If, as expected, the Democrat-led lame-duck House concurs and sends the Respect for Marriage Act to President Biden for signing into law, it will likely be open season on Christians and others who believe marriage is the union of a man and a woman, as it had been universally understood until just the past decade or two.

The Respect for Marriage Act is all but certain to open a floodgate of lawsuits aimed at forcing the likes of web designer Lorie Smith of 303 Creative to either violate her conscience or get out of the graphic design business altogether. Sen. Mike Lee, R-Utah, offered an amendment to the Respect for Marriage Act specifically aimed at protecting the rights of Ms. Smith and others like her in the expressive arts not to be compelled by the government to express speech they disagree with. Mr. Lee’s amendment was defeated.

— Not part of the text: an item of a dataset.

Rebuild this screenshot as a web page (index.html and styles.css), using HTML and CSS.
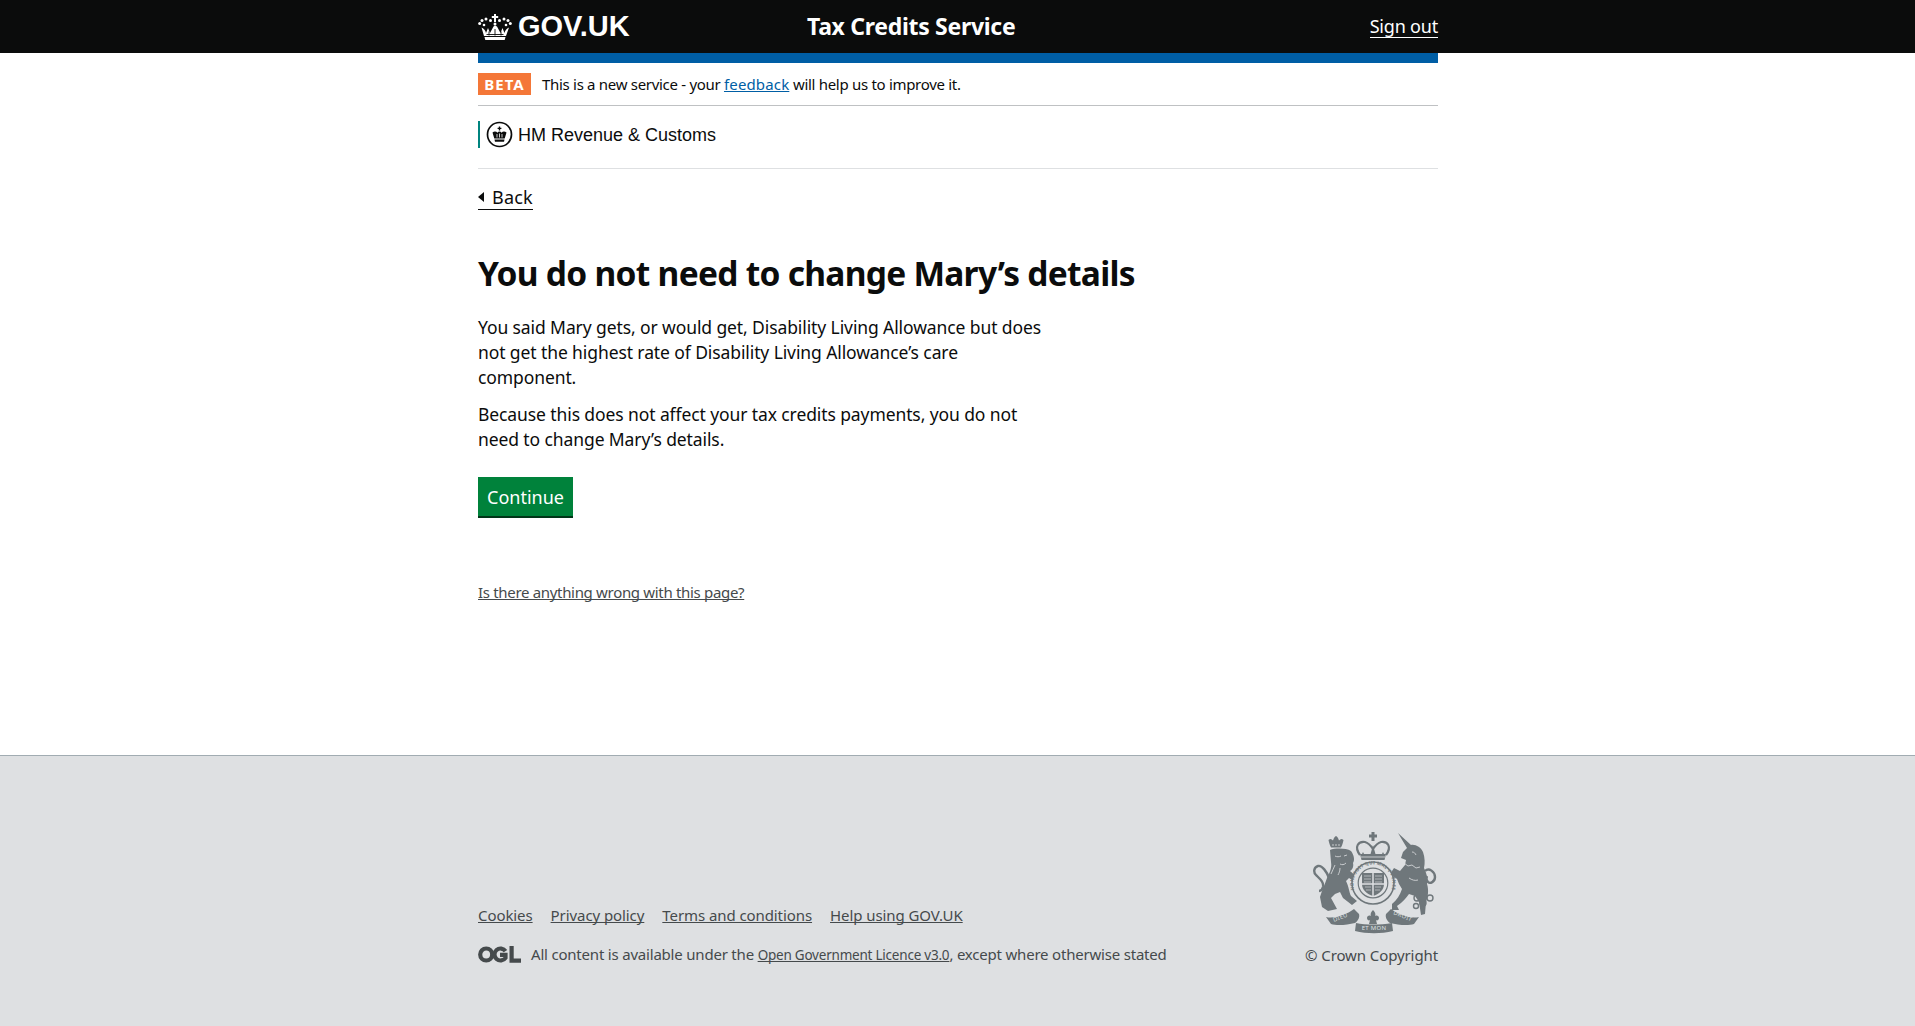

All of this places the ball squarely in the justices’ court (pun intended). They need to be reminded that free speech and the free exercise of religion are in the Constitution, right there in the First Amendment. Gay rights are not.

It really is no more complicated than that.

After all, it’s not like Ms. Smith is the only graphic artist in Colorado. Same-sex couples can take their business to almost any other website designer, who would happily take their money.

The only reason the LGBTQ left would target Ms. Smith and others like her as they have is that they don’t believe tolerance should be a two-way street. They need to be reintroduced to the concept of “live and let live.”

So, we’ll say it again: The Supreme Court can do that in 303 Creative v. Elenis by coming down affirmatively and unambiguously on the side of free speech and the free exercise of religion.